Opposer présence et distance mène droit à l’impasse.
Car c’est oublier que la présence implique toujours une certaine distance sans laquelle il n’y a que confusion.
Praesens en latin indique bien une position précise, à savoir non pas dessus, dessous, dedans, mais devant, c’est-à-dire à une certaine distance.
Quel est donc le phénomène que vient nommer l’usage nouveau et insistant du terme distanciation ?
Le premier confinement en mars dernier a été l’occasion d’un nouveau type d’expérience dans laquelle une proximité relationnelle est maintenue malgré l’imposition d’une distance spatiale.
Le maintien de cette proximité relationnelle repose principalement sur un usage étendu des nouvelles technologies de communication.
Lorsque les relations ont lieu en présence, il y a toujours un espace vacant, un espace entre, qui permet d’être en présence de quelqu’un, de vivre l’approche et l’éloignement, de faire évoluer et nuancer un rapport.
Peut-être toute présence n’est-elle vraiment acceptable que par l’introduction de cet espace vacant ?
Les relations portées par les nouvelles technologies de communication compensent la distance spatiale par une continuité temporelle qui donne au lointain un accès permanent à nos espaces, le lointain étant ainsi, si l’on peut dire, toujours à notre porte.
La distanciation prescrite par les mesures sanitaires gouvernementales conduit à normaliser et généraliser l’interposition d’une technologie qui tord la distance spatiale en continuité temporelle, induisant une joignabilité permanente.
Cette torsion de l’espace-temps se paie de la perte de l’écart, car désormais l’espace entre les personnes en relation n’est pas vide, mais précisément envahi par des machines.
L’usage du terme de distanciation physique ou distanciation sociale nommerait-il ainsi, a contrario de ce qu’il semble indiquer, une perte de distance ?

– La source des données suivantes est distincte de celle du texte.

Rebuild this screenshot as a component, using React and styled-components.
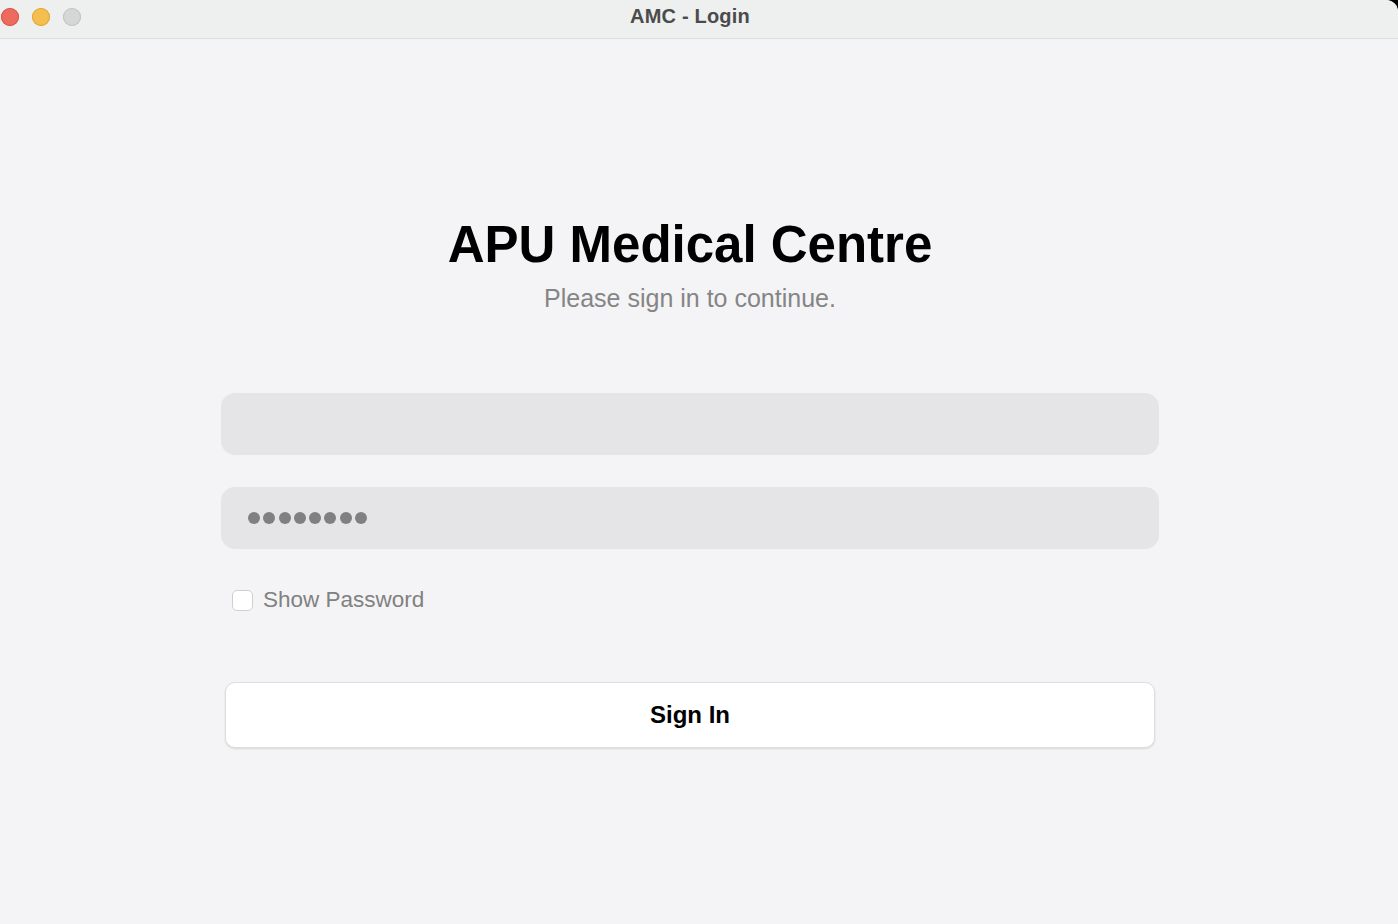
import React from "react";
import styled, { createGlobalStyle } from "styled-components";

const GlobalStyle = createGlobalStyle`
  html, body {
    margin: 0;
    padding: 0;
    background: #000;
  }
  body {
    font-family: "Liberation Sans", Arial, sans-serif;
  }
`;

const Window = styled.div`
  position: relative;
  width: 1398px;
  height: 924px;
  background: #f4f4f6;
  display: flex;
  flex-direction: column;
  overflow: hidden;
  border-top-right-radius: 12px;
`;

const TitleBar = styled.div`
  height: 38px;
  flex-shrink: 0;
  background: #eeefef;
  border-bottom: 1px solid #dedede;
  display: flex;
  align-items: center;
  position: relative;
`;

const Lights = styled.div`
  display: flex;
  gap: 13px;
  margin-left: 1px;
  margin-top: -4px;
`;

const Light = styled.span`
  width: 18px;
  height: 18px;
  border-radius: 50%;
  background: ${(p) => p.$color};
  box-shadow: inset 0 0 0 1px ${(p) => p.$ring};
`;

const Title = styled.div`
  position: absolute;
  left: 0;
  right: 18px;
  top: 5px;
  text-align: center;
  font-size: 20px;
  font-weight: 700;
  color: #4b4b4b;
  letter-spacing: 0.2px;
`;

const Content = styled.main`
  flex: 1;
  display: flex;
  flex-direction: column;
  align-items: center;
  padding: 176px 18px 0 0;
`;

const Heading = styled.h1`
  margin: 0;
  font-size: 51px;
  line-height: 60px;
  font-weight: 700;
  color: #000;
`;

const Subtitle = styled.p`
  margin: 8px 0 0;
  font-size: 25px;
  line-height: 30px;
  color: #858585;
`;

const Form = styled.form`
  width: 938px;
  margin-top: 80px;
  display: flex;
  flex-direction: column;
`;

const Field = styled.div`
  height: 62px;
  border-radius: 14px;
  background: #e5e5e8;
  display: flex;
  align-items: center;
  padding: 0 27px;
  margin-bottom: ${(p) => p.$gap || 0}px;
`;

const Dots = styled.div`
  display: flex;
  gap: 3.3px;
`;

const Dot = styled.span`
  width: 12px;
  height: 12px;
  border-radius: 50%;
  background: #808080;
`;

const CheckRow = styled.label`
  display: flex;
  align-items: center;
  gap: 10px;
  margin: 38px 0 0 11px;
  font-size: 22.5px;
  color: #818181;
`;

const Box = styled.span`
  width: 19px;
  height: 19px;
  border-radius: 5px;
  background: #fff;
  border: 1px solid #cfcfcf;
`;

const Button = styled.button`
  margin: 69px 4px 0 4px;
  height: 66px;
  border-radius: 10px;
  background: #fff;
  border: 1px solid #dedede;
  box-shadow: 0 1px 2px rgba(0, 0, 0, 0.12);
  font-family: "Liberation Sans", Arial, sans-serif;
  font-size: 24px;
  font-weight: 700;
  color: #000;
`;

export default function App() {
  return (
    <>
      <GlobalStyle />
      <Window>
        <TitleBar>
          <Lights>
            <Light $color="#ed6a5e" $ring="#d9564b" />
            <Light $color="#f5bf4f" $ring="#dea63c" />
            <Light $color="#d6d6d6" $ring="#c2c2c2" />
          </Lights>
          <Title>AMC - Login</Title>
        </TitleBar>
        <Content>
          <Heading>APU Medical Centre</Heading>
          <Subtitle>Please sign in to continue.</Subtitle>
          <Form onSubmit={(e) => e.preventDefault()}>
            <Field $gap={32} />
            <Field>
              <Dots>
                {Array.from({ length: 8 }).map((_, i) => (
                  <Dot key={i} />
                ))}
              </Dots>
            </Field>
            <CheckRow>
              <Box />
              Show Password
            </CheckRow>
            <Button type="submit">Sign In</Button>
          </Form>
        </Content>
      </Window>
    </>
  );
}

Bien qu’invisibilisée, l’interposition de la machinerie électronique et numérique est bien réelle, et nous soumet à une continuité temporelle sans alternative.
Telle est l’expérience du télétravail, dans laquelle la mise à une certaine distance n’est obtenable qu’à condition de débrancher les caméras et les écrans, seule façon de marquer la limite de son propre espace par un geste de fermeture (on/off).
Avec la distanciation, c’est bien une distorsion du rapport entre présence et distance qui est à l’œuvre, produisant un escamotage des espaces vides, des temps perdus, des moments d’éloignement et de rapprochement, de la possibilité réelle de faire l’expérience singulière de l’écart, cet écart qui permet de souffler, de rêver, de penser, de désirer.
Daniel Migairou, novembre 2020
NB : merci à mon fils Élie pour la trouvaille qui donne son titre à ce texte.